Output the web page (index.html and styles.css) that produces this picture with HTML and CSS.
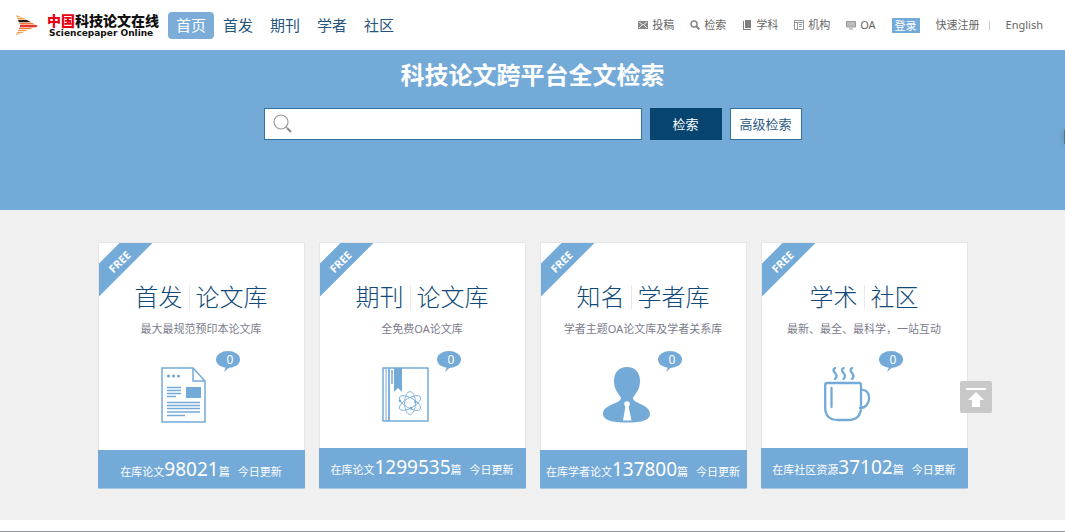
FILE: index.html
```html
<!DOCTYPE html>
<html lang="zh-CN">
<head>
<meta charset="utf-8">
<meta name="viewport" content="width=device-width, initial-scale=1">
<title>中国科技论文在线</title>
<link rel="stylesheet" href="styles.css">
</head>
<body>
<header class="topbar">
  <a class="logo" href="#">
    <svg class="logo-mark" viewBox="0 0 24 20" aria-hidden="true">
      <path d="M1 0l5 2.200H2zM2 2.800h6l4 1.700H3z" fill="#f3a24a"/>
      <path d="M3 5h9l4 2.200H4z" fill="#2b1a14"/>
      <path d="M4 7.800h13l3 1.700H5z" fill="#ee7a35"/>
      <path d="M5 10h16l2 1-2 1.200H5z" fill="#e8322a"/>
      <path d="M4 12.800h14l-3 1.500H4z" fill="#ee7a35"/>
      <path d="M3 15h10l-3 1.300H3zM2 17h7l-3 1.200H2zM1 18.800h4L1 20z" fill="#f3a24a"/>
    </svg>
    <span class="logo-text">
      <span class="logo-cn"><em>中国</em>科技论文在线</span>
      <span class="logo-en">Sciencepaper Online</span>
    </span>
  </a>
  <nav class="main-nav">
    <a class="active" href="#">首页</a>
    <a href="#">首发</a>
    <a href="#">期刊</a>
    <a href="#">学者</a>
    <a href="#">社区</a>
  </nav>
  <nav class="tool-nav">
    <a href="#"><svg viewBox="0 0 10 10"><path d="M0 1h10v8H0z" fill="#888"/><path d="M1 2l4 3 4-3M1 8l3-3M9 8L6 5" fill="none" stroke="#fff" stroke-width=".8"/></svg>投稿</a>
    <a href="#"><svg viewBox="0 0 10 10"><circle cx="4" cy="4" r="3" fill="none" stroke="#888" stroke-width="1.5"/><path d="M6.200 6.200L9.300 9.300" stroke="#888" stroke-width="2"/></svg>检索</a>
    <a href="#"><svg viewBox="0 0 10 10"><path d="M3 0h6v8H3zM1 1h1v8h7v1H1z" fill="#808080"/></svg>学科</a>
    <a href="#"><svg viewBox="0 0 10 10"><path d="M.5.500h9v9h-9zM.5 2.500h9M3.500 2.500v7M5 4.500h3M5 6.500h3" fill="none" stroke="#999"/></svg>机构</a>
    <a href="#"><svg viewBox="0 0 10 10"><path d="M.5 1.500h9v5.500h-9z" fill="#bbb" stroke="#999"/><path d="M3 9h4" stroke="#999"/></svg>OA</a>
    <a class="login" href="#">登录</a>
    <a class="register" href="#">快速注册</a>
    <a href="#">English</a>
  </nav>
</header>

<main>
  <section class="hero">
    <h1>科技论文跨平台全文检索</h1>
    <form class="search">
      <label class="search-box">
        <svg viewBox="0 0 20 20" aria-hidden="true"><circle cx="8" cy="8" r="7" fill="none" stroke="#999" stroke-width="1.2"/><path d="M12.500 12.500l1.500 1.500" stroke="#999"/><path d="M14 14l4 4" stroke="#888" stroke-width="2"/></svg>
        <input type="text" aria-label="检索">
      </label>
      <button class="btn btn-primary" type="submit">检索</button>
      <button class="btn" type="button">高级检索</button>
    </form>
  </section>

  <section class="libraries">
    <article class="card">
      <div class="ribbon"><span>FREE</span></div>
      <h2><span>首发</span><span>论文库</span></h2>
      <p>最大最规范预印本论文库</p>
      <div class="figure">
        <svg class="icon" viewBox="0 0 48 56" fill="none" stroke="#74aad7">
          <path d="M1 1h31l12 13v41H1zM32 1v13h12" stroke-width="1.500"/>
          <path d="M6 20.500h14M6 23.500h14M6 26.500h14M6 29.500h9M6 35.500h33M6 38.500h33M6 41.500h33M6 45h33M6 48.500h18" stroke-width="1.300"/>
          <path d="M25 20h15v11H25z" fill="#74aad7" stroke="none"/>
          <g fill="#74aad7" stroke="none"><circle cx="7.500" cy="9" r="1.600"/><circle cx="12.500" cy="9" r="1.600"/><circle cx="17.500" cy="9" r="1.600"/></g>
        </svg>
        <span class="bubble">0</span>
      </div>
      <a class="stat" href="#"><span>在库论文<b>98021</b>篇</span><span>今日更新</span></a>
    </article>

    <article class="card">
      <div class="ribbon"><span>FREE</span></div>
      <h2><span>期刊</span><span>论文库</span></h2>
      <p>全免费OA论文库</p>
      <div class="figure">
        <svg class="icon" viewBox="0 0 48 56" fill="none" stroke="#74aad7">
          <path d="M1 1h45v53H1z" stroke-width="1.500"/>
          <path d="M4 1v53" stroke-width="1"/><path d="M7 1v53" stroke-width="1.800"/><path d="M10 3v14" stroke-width="1.500"/>
          <path d="M12 1h8v24l-4-4-4 4z" fill="#74aad7" stroke="none"/>
          <g stroke-width=".8"><ellipse cx="28" cy="36" rx="5.500" ry="11.500"/><ellipse cx="28" cy="36" rx="5" ry="12" transform="rotate(60 28 36)"/><ellipse cx="28" cy="36" rx="5" ry="12" transform="rotate(-60 28 36)"/></g>
          <g fill="#74aad7" stroke="none"><circle cx="18" cy="34" r="1.300"/><circle cx="33.500" cy="35" r="1.300"/><circle cx="29" cy="41" r="1.300"/></g>
        </svg>
        <span class="bubble">0</span>
      </div>
      <a class="stat stat-tall" href="#"><span>在库论文<b>1299535</b>篇</span><span>今日更新</span></a>
    </article>

    <article class="card">
      <div class="ribbon"><span>FREE</span></div>
      <h2><span>知名</span><span>学者库</span></h2>
      <p>学者主题OA论文库及学者关系库</p>
      <div class="figure">
        <svg class="icon" viewBox="0 0 48 56">
          <path d="M24 0C15.500 0 11 6 11 14c0 9 4.500 12 7 17C18 37 0 37 0 47c0 6 8 8.500 24 8.500S47 53 47 47c0-10-17-10-17-16C32.500 26 37 23 37 14 37 6 32.500 0 24 0z" fill="#74aad7"/>
          <circle cx="24" cy="37" r="2.800" fill="#fff"/><path d="M22.500 39h3l3 14.500H20z" fill="#fff"/>
        </svg>
        <span class="bubble">0</span>
      </div>
      <a class="stat" href="#"><span>在库学者论文<b>137800</b>篇</span><span>今日更新</span></a>
    </article>

    <article class="card">
      <div class="ribbon"><span>FREE</span></div>
      <h2><span>学术</span><span>社区</span></h2>
      <p>最新、最全、最科学，一站互动</p>
      <div class="figure">
        <svg class="icon" viewBox="0 0 48 56" fill="none" stroke="#74aad7" stroke-width="2.300" stroke-linecap="round">
          <path d="M3 16h32q2 0 2 2v22q0 13-13 13H14Q1 53 1.200 40V18q0-2 2-2zM37 23c11-2 11 18-1 18M7.500 21v19"/>
          <path d="M11 1q-3 2 0 5t0 6M19.500 1q-3 2 0 5t0 6M28 1q-3 2 0 5t0 6" />
        </svg>
        <span class="bubble">0</span>
      </div>
      <a class="stat stat-tall" href="#"><span>在库社区资源<b>37102</b>篇</span><span>今日更新</span></a>
    </article>
  </section>
</main>

<footer class="footer-edge"></footer>
<div class="side-handle"></div>
<button class="to-top" type="button" aria-label="返回顶部">
  <svg viewBox="0 0 32 32"><path d="M6 7h20v2H6zM16 11l8 8h-4v7h-8v-7H8z" fill="#fff"/></svg>
</button>
</body>
</html>
```
FILE: styles.css
```css
* { box-sizing: border-box; }

body {
  margin: 0;
  background: #fff;
  color: #666;
  font: 11px/16px "Noto Sans", "Noto Sans CJK SC", sans-serif;
}

a { color: inherit; text-decoration: none; }

.topbar {
  display: flex;
  align-items: center;
  height: 50px;
  padding: 0 22px 0 15px;
}

.logo { display: flex; align-items: center; gap: 8px; }
.logo-mark { width: 24px; height: 20px; }
.logo-text { display: flex; flex-direction: column; width: 112px; color: #111; }
.logo-cn { font-size: 14px; line-height: 16px; font-weight: 900; white-space: nowrap; }
.logo-cn em { color: #e60012; font-style: normal; }
.logo-en { padding-left: 2px; font: bold 9px/9px "DejaVu Sans", sans-serif; white-space: nowrap; }

.main-nav { display: flex; gap: 1px; margin-left: 9px; }
.main-nav a {
  padding: 0 8px;
  border-radius: 4px;
  color: #27557c;
  font-size: 15px;
  line-height: 27px;
}
.main-nav .active { background: #7badd8; color: #fff; }

.tool-nav { display: flex; align-items: center; gap: 16px; margin-left: auto; white-space: nowrap; }
.tool-nav a { display: flex; align-items: center; gap: 4px; }
.tool-nav svg { width: 10px; height: 10px; }
.tool-nav .login { padding: 0 3px; background: #74aad7; color: #fff; line-height: 15px; }
.tool-nav .register::after { content: ""; width: 1px; height: 9px; margin-left: 5px; background: #ccc; }

.hero { min-height: 160px; padding: 10px 0 0; background: #74aad7; }
.hero h1 { margin: 0; color: #fff; font-size: 24px; line-height: 30px; font-weight: 700; text-align: center; }

.search { display: flex; justify-content: center; gap: 8px; margin-top: 18px; }
.search-box {
  display: flex;
  align-items: center;
  width: 378px;
  height: 32px;
  padding: 0 8px;
  border: 1px solid #336f9f;
  background: #fff;
}
.search-box svg { width: 20px; height: 20px; }
.search-box input { flex: 1; min-width: 0; border: 0; outline: 0; background: none; font: inherit; font-size: 14px; }
.btn {
  width: 72px;
  height: 32px;
  padding: 0;
  border: 1px solid #336f9f;
  background: #fff;
  color: #2b5a82;
  font: inherit;
  font-size: 13px;
}
.btn-primary { border-color: #074570; background: #074570; color: #fff; }

.libraries {
  display: grid;
  grid-template-columns: repeat(auto-fit, 207px);
  justify-content: center;
  gap: 14px;
  padding: 32px 96px 31px;
  background: #f0f0f0;
}

.card {
  position: relative;
  display: flex;
  flex-direction: column;
  align-items: center;
  min-height: 247px;
  border: 1px solid #e6e6e6;
  border-bottom-color: #a5c8e4;
  background: #fff;
}
.ribbon {
  position: absolute;
  top: 0;
  left: 0;
  display: grid;
  place-items: center;
  width: 54px;
  height: 54px;
  padding: 0 12px 16px 0;
  background: #74aad7;
  clip-path: polygon(21px 0, 54px 0, 0 54px, 0 21px);
  color: #fff;
  font-weight: 700;
}
.ribbon span { transform: rotate(-45deg); }

.card h2 {
  display: flex;
  align-items: center;
  margin: 38px 0 0;
  color: #114a78;
  font-size: 24px;
  line-height: 32px;
  font-weight: 300;
}
.card h2 span + span { margin-left: 6px; padding-left: 6px; border-left: 1px solid #e8e8e8; line-height: 24px; }
.card p { margin: 8px 0 0; color: #7c7c8c; }

.figure { position: relative; width: 80px; height: 73px; margin: 14px 0 0; padding: 16px 0 0; }
.icon { display: block; width: 48px; height: 56px; }
.bubble {
  position: absolute;
  top: 0;
  right: 1px;
  width: 24px;
  height: 17px;
  padding-left: 4px;
  border-radius: 50%;
  background: #74aad7;
  color: #fff;
  font-size: 12px;
  line-height: 17px;
  text-align: center;
}
.bubble::after {
  content: "";
  position: absolute;
  top: 14px;
  left: 7px;
  width: 9px;
  height: 7px;
  background: #74aad7;
  clip-path: polygon(10% 0, 100% 0, 10% 100%, 30% 40%);
}

.stat {
  display: flex;
  justify-content: center;
  align-items: baseline;
  align-self: stretch;
  gap: 8px;
  height: 38px;
  margin: auto -1px 0;
  padding-top: 5px;
  background: #74aad7;
  color: #fff;
  line-height: 28px;
  white-space: nowrap;
}
.stat-tall { height: 40px; }
.stat b { font-size: 19px; font-weight: 400; }

.footer-edge {
  height: 12px;
  border-bottom: 1px solid #8c9297;
}

.side-handle {
  position: fixed;
  top: 130px;
  right: 0;
  width: 1px;
  height: 14px;
  background: #4f7391;
  box-shadow: 0 0 5px #41627d;
}

.to-top {
  position: fixed;
  right: 73px;
  bottom: 119px;
  width: 32px;
  height: 32px;
  padding: 0;
  border: 0;
  border-radius: 2px;
  background: #c9c9c9;
}
.to-top svg { display: block; width: 32px; height: 32px; }
```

● Directions
State how many lines of the listing include the word "styles". Reply with the number alone.

● Solved problem
3